Il popolarismo si specchia nel sogno europeo ed esige una presenza nuova a Strasburgo

Perché non possiamo tentare di rianimare la posizione cattolico democratica e popolare? È vietato immaginare che nel 2024 si presentino liste che segnino la ripresa di una nostra battaglia politica?

Mi piace ricordare ogni tanto quello che disse Etienne Borne, intellettuale francese che visse nel giro di pochi anni  l’alba e il tramonto dell’MRP (1944-1967), il Movimento Repubblicano Popolare, formazione politica di matrice cristiana: “Il sogno europeo è il contributo della politica democristiana a questo secolo”. Si riferiva al Novecento, il secolo di due guerre mondiali e dei totalitarismi, ma anche il secolo che ha visto sorgere la Comunità Europea (oggi chiamata, con inclinazione più burocratica, Unione Europea). Abbiamo titolo, allora, per guardare alla scadenza delle prossime elezioni per il Parlamento di Strasburgo con lo spirito di chi sente di dover custodire la memoria di questo sogno, facendo riferimento alla lezione dei grandi Padri fondatori: Adenauer, Schuman, De Gasperi, tre statisti che onorarono la visione democratico cristiana.

Non credo sia giusto archiviare questa esperienza. A forza di pensare che nuove forme d’impegno politico potessero inverare la nostra tradizione, ci siamo ritrovati a constatare che poco o nulla resta di quella intuizione generosa: abbiamo contribuito a edificare nuove case e, passaggio dopo passaggio, ne siamo diventati semplicemente ospiti, non sempre graditi. I cattolici democratici sono ridotti a comparse nel Pd, mentre gli altri, cattolici di destra, faticano persino a farsi riconoscere. Ogni rimedio sembra ridursi a episodici gesti di riguardo che le leadership di destra e di sinistra riservano ciclicamente a un mondo in via di sparizione. All’occorrenza piovono anche gentili apprezzamenti, come se di gentilezze si dovesse accontentare una grande tradizione d’impegno politico.

Penso che dobbiamo mettere all’ordine del giorno una riflessione su noi stessi.

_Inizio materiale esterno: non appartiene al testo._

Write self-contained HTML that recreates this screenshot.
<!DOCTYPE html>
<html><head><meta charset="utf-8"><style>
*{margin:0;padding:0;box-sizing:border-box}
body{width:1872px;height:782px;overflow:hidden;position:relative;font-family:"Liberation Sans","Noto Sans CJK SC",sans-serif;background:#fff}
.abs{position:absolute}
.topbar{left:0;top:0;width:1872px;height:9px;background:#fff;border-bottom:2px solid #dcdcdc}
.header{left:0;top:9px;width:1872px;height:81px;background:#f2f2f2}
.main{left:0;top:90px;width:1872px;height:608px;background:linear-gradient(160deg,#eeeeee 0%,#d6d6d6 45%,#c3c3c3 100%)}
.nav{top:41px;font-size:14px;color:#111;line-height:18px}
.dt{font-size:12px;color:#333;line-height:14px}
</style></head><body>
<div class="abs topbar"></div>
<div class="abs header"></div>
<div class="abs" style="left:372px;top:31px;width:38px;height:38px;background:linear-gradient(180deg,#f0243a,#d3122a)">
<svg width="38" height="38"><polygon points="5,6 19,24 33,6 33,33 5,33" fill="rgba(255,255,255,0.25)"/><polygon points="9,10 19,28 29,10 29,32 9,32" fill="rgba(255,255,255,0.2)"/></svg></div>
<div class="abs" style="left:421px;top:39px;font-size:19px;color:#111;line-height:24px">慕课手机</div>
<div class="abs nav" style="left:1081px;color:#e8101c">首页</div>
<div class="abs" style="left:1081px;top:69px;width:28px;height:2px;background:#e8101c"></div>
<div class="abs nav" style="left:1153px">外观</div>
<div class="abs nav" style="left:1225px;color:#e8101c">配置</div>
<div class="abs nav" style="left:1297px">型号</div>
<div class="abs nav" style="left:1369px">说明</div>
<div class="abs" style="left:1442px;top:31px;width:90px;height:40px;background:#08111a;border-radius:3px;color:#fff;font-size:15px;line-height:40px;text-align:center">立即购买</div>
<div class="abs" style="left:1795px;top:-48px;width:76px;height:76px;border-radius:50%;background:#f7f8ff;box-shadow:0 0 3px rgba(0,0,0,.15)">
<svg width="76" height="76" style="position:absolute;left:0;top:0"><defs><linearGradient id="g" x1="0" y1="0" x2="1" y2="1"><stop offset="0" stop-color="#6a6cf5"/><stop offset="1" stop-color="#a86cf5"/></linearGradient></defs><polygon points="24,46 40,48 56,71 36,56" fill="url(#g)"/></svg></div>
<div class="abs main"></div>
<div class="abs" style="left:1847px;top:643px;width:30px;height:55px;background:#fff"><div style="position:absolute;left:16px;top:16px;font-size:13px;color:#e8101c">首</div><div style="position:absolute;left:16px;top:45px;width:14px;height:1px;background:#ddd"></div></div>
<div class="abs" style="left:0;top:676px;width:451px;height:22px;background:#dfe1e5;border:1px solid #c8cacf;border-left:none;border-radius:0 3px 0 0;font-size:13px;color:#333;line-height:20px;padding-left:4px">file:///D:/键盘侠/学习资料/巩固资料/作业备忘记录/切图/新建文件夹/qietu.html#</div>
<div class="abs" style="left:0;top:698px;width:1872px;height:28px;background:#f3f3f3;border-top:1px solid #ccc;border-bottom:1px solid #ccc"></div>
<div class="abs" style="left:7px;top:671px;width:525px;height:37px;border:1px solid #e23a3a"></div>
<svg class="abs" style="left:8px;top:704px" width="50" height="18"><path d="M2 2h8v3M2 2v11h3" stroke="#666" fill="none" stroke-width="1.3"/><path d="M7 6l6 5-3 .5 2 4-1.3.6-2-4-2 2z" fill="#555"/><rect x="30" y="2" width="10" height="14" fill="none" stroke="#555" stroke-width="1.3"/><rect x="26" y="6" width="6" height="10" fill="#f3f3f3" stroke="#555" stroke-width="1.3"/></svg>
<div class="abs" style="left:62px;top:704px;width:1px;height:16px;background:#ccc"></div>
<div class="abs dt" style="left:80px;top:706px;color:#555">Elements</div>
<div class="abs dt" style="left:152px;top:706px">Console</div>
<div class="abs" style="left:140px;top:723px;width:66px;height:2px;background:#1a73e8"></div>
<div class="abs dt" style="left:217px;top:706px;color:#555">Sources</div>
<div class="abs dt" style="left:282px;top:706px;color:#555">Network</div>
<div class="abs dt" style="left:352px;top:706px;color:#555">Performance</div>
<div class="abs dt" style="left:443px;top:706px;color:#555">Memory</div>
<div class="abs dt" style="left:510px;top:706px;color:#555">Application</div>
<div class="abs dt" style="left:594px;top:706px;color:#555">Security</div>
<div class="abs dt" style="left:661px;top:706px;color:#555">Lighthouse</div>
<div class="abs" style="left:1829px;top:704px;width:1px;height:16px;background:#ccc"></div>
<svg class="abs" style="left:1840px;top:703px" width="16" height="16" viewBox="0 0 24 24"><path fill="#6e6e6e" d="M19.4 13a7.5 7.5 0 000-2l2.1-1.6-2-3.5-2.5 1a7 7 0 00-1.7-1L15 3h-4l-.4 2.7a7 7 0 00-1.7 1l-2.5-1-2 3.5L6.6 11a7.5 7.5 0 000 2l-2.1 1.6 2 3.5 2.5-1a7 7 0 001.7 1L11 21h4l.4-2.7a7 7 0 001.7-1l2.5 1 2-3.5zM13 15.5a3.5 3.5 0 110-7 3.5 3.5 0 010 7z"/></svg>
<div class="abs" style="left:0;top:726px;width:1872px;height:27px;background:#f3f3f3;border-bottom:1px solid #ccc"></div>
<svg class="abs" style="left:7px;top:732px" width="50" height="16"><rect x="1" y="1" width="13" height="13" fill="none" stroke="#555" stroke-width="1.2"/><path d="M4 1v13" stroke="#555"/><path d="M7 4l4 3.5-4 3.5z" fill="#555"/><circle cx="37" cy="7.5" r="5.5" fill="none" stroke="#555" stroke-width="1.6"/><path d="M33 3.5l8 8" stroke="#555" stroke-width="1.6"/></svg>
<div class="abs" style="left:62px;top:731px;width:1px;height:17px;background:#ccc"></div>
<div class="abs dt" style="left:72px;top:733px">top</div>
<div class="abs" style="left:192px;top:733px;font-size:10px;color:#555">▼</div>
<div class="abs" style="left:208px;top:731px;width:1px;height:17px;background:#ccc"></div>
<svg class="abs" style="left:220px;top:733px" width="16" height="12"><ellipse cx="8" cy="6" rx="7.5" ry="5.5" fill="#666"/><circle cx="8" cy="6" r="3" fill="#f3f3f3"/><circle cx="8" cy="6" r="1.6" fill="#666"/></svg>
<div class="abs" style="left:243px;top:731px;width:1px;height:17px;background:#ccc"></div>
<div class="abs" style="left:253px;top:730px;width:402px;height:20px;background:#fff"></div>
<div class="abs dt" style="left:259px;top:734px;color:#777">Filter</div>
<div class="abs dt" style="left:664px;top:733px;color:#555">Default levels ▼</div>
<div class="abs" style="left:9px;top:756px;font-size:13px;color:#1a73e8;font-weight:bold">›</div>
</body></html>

In passato, quando Renzi propose l’adesione del PD al Partito Socialista Europeo, mi opposi. Non mi sembrava una soluzione giusta. Ora, in condizioni molto diverse, serve nuovamente coerenza nella ricerca o costruzione di una “casa europea” in linea con i valori di libertà e democrazia. 

Allora, perché non possiamo tentare di rianimare la posizione cattolico democratica e popolare? È vietato immaginare che nel 2024 si presentino liste che segnino la ripresa di una battaglia politica? Nel 1994 il Partito Popolare, erede della DC, raccolse alle europee il 10 per cento. Eppure fu una campagna elettorale condotta “alla disperata”, con un gruppo dirigente messo alle corde per le dimissioni di Mino Martinazzoli a seguito delle politiche di pochi mesi prima (dove comunque il PPI e il Patto Segni, insieme, presero il 15 per cento). Oggi sarebbero numeri importanti, non importa se legati a una stagione politica lontana. Nessuno insegue la chimera di una riedizione, quando in effetti s’avverte l’esigenza di una reinvenzione. Per questo ci vuole coraggio e buona volontà, così da non disperdere il sogno che indicava, appunto, la saggezza di Etienne Borne.